In my last years there, I spent 10% of my time solving problems and 90% playing politics to get obvious solutions implemented – and that’s why I left.
Good people won’t waste their time with that shit. And AI gives us the chance to cut through that bureaucracy. Companies who don’t seize that chance will be left behind.
The CEO Perspective
Imagine you're the CEO looking at your org chart.
Who are you keeping?
→ The employee who brings you problems, or the one who brings solutions?
→ The one you need to micromanage, or the one who makes you better?
→ The one who executes your ideas, or the one who has better ideas than you?
→ The one who learns fast or the one who gets defensive?
→ The one who builds systems, or the one who burns bridges?
There’s an expression – “Headaches have two legs and a salary.”
In fact, Netflix asks managers: "If this person gave their notice today, would you fight to keep them?”
Be honest. Every manager with 5+ direct reports has someone they would not fight to keep.
How can you be a person AI can't replace?
Now, imagine you’re the employee – Would your boss fight to keep you? What kind of people would they fight to keep?
What do you bring to your job that can’t be done by AI? Relationships? Emotional intelligence? Taste in craft? Inspired creativity? Loyalty and respect from others?
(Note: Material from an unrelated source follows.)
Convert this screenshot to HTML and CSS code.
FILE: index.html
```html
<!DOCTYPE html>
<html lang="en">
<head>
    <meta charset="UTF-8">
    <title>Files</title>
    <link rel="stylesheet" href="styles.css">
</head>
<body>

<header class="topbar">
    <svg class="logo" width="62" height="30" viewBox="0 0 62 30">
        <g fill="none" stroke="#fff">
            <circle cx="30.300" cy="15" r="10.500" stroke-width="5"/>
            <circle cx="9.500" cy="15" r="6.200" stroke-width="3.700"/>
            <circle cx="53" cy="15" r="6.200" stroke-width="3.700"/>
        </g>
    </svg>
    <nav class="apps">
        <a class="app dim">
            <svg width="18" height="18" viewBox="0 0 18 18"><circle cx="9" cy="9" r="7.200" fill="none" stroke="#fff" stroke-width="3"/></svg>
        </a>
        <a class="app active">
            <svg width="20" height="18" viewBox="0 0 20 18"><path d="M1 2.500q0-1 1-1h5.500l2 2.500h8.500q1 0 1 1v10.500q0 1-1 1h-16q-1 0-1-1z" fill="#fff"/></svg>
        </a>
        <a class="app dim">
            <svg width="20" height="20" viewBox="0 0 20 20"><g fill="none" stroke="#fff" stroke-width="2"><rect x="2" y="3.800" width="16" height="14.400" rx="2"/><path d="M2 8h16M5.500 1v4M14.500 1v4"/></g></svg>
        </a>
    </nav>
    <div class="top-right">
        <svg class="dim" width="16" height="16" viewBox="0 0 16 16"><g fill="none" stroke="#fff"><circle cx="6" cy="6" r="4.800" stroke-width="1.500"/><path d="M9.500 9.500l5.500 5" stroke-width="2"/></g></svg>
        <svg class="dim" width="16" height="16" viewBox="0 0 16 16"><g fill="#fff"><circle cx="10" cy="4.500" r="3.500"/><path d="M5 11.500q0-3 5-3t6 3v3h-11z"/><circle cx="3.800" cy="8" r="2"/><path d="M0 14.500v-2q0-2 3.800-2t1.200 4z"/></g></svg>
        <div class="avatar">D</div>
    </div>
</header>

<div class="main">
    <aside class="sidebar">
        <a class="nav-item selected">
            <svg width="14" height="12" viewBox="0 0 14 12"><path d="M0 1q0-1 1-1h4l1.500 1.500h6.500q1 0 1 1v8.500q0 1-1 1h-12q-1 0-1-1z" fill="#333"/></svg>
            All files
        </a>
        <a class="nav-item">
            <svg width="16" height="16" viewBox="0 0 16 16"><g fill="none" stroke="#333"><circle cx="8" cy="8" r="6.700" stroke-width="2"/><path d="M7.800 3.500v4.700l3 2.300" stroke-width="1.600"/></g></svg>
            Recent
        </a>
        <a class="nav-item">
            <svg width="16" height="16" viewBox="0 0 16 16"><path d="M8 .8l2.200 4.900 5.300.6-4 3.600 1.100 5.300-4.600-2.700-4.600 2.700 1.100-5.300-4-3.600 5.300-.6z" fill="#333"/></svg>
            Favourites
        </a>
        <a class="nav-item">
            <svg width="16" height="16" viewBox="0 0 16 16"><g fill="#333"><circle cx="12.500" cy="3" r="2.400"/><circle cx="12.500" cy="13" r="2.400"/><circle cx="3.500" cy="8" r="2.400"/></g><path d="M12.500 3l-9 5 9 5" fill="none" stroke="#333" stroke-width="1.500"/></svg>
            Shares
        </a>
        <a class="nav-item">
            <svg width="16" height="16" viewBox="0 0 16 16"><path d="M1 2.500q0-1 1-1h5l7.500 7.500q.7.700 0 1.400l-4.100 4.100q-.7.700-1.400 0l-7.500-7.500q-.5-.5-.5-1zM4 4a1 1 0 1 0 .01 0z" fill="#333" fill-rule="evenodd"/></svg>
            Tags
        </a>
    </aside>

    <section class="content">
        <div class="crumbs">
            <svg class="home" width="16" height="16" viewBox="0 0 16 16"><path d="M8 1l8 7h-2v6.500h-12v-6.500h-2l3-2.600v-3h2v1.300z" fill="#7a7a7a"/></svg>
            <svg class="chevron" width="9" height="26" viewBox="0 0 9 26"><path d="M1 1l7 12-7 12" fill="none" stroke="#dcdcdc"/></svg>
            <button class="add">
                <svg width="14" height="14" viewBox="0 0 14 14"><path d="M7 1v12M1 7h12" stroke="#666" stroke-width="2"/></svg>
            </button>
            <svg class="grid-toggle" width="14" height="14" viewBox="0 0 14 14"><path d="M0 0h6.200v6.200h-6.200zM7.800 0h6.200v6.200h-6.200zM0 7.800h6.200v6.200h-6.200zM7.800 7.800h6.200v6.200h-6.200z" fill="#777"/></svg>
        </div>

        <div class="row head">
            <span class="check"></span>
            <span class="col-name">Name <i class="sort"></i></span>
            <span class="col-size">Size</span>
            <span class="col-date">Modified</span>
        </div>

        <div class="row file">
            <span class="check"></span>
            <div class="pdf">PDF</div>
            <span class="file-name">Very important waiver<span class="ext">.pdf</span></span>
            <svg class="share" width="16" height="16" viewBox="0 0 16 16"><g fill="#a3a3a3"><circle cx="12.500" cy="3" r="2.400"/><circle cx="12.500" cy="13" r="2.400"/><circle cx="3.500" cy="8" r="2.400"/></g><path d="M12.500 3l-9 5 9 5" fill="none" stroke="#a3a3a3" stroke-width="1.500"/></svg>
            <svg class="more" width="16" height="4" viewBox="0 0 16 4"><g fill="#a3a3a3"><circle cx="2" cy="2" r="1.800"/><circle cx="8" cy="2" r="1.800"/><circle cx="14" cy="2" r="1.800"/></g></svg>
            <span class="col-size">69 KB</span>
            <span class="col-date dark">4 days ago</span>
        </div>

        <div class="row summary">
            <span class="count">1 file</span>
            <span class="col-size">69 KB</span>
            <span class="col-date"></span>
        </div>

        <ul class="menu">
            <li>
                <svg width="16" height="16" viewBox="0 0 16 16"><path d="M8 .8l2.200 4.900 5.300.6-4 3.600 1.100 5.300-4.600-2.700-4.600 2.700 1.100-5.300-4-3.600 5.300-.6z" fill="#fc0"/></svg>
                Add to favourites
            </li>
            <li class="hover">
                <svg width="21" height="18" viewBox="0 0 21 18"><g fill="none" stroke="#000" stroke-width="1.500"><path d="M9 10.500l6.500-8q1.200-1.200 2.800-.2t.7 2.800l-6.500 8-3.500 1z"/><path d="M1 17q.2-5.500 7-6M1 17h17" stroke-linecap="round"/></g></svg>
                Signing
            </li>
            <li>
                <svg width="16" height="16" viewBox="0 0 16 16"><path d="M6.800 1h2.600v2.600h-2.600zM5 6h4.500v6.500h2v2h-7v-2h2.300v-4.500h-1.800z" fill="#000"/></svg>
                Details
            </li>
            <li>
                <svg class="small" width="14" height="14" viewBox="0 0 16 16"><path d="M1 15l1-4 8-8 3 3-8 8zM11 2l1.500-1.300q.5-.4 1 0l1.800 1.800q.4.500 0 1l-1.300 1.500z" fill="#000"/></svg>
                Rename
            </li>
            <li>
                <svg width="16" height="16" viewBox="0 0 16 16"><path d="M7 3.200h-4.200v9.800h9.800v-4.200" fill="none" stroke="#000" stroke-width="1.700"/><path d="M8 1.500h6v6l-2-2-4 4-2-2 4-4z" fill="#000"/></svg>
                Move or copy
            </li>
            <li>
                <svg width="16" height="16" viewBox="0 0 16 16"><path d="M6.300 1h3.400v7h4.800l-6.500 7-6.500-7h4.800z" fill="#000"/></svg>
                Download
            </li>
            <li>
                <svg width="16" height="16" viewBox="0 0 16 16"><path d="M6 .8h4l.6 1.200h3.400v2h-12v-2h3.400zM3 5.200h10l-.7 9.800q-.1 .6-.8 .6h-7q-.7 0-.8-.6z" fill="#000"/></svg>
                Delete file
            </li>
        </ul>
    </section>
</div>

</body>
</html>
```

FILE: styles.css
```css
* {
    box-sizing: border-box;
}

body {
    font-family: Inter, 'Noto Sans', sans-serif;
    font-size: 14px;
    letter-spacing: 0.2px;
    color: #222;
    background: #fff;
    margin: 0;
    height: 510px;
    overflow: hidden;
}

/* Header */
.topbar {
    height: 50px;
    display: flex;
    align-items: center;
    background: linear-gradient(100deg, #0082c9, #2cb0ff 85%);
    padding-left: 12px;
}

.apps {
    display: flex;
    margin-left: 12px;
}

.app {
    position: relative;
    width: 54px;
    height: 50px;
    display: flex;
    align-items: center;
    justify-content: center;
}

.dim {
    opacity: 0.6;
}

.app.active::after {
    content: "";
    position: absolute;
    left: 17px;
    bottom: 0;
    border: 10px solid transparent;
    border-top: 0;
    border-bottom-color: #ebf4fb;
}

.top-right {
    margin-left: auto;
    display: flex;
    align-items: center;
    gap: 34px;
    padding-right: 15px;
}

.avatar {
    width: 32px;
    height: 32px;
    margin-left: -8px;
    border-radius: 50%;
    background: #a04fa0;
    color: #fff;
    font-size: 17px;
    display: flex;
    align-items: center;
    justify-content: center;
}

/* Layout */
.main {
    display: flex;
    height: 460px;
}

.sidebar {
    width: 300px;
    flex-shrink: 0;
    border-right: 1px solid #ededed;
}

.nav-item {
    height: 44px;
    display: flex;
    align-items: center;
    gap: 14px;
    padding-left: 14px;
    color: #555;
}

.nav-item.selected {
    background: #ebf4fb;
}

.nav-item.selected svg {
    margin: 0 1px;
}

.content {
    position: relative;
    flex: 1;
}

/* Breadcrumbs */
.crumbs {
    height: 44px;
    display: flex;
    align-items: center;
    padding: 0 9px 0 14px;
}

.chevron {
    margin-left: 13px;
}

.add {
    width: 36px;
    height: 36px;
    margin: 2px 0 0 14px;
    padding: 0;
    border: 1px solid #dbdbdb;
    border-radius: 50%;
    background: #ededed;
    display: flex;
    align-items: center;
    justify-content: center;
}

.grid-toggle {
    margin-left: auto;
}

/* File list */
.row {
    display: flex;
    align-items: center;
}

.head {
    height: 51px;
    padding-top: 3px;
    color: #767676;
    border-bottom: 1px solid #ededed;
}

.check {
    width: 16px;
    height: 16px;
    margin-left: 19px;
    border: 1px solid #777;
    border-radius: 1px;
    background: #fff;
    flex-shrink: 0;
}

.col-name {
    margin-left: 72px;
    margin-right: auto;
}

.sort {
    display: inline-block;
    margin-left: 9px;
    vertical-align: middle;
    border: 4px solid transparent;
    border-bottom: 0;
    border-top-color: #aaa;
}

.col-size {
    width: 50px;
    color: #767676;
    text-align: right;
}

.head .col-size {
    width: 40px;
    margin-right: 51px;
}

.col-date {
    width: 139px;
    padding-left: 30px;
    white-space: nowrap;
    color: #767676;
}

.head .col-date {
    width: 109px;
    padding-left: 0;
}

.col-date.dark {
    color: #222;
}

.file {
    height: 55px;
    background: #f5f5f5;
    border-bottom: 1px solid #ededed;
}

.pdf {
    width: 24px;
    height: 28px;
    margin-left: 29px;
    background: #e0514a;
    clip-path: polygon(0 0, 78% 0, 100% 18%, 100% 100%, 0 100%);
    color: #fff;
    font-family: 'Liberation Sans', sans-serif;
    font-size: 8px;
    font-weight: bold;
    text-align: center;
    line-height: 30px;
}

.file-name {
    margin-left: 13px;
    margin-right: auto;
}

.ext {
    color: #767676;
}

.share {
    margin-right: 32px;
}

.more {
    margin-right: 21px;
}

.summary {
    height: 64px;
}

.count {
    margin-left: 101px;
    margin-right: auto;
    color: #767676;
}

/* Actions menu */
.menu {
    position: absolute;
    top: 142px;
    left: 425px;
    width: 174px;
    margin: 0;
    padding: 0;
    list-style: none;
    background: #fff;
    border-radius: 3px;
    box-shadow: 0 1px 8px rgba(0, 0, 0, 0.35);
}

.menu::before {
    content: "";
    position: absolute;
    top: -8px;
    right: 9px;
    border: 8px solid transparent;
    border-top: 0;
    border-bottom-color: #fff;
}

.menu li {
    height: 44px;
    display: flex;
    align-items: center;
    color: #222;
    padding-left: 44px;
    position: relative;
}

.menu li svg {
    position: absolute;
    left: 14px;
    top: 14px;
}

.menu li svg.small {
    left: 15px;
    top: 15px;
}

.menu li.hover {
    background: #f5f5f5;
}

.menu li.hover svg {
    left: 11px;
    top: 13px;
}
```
Spend some time with those questions.
We can’t control the advance of AI, but we can control which version of ourselves shows up every day.
The AI effect will force leaders to make hard decisions, but the decisions are not about AI. They’re about what kind of people you want on your team.
This post might make you uncomfortable. It made me uncomfortable to write. But sometimes the most helpful thing I can do is say the things that others won't.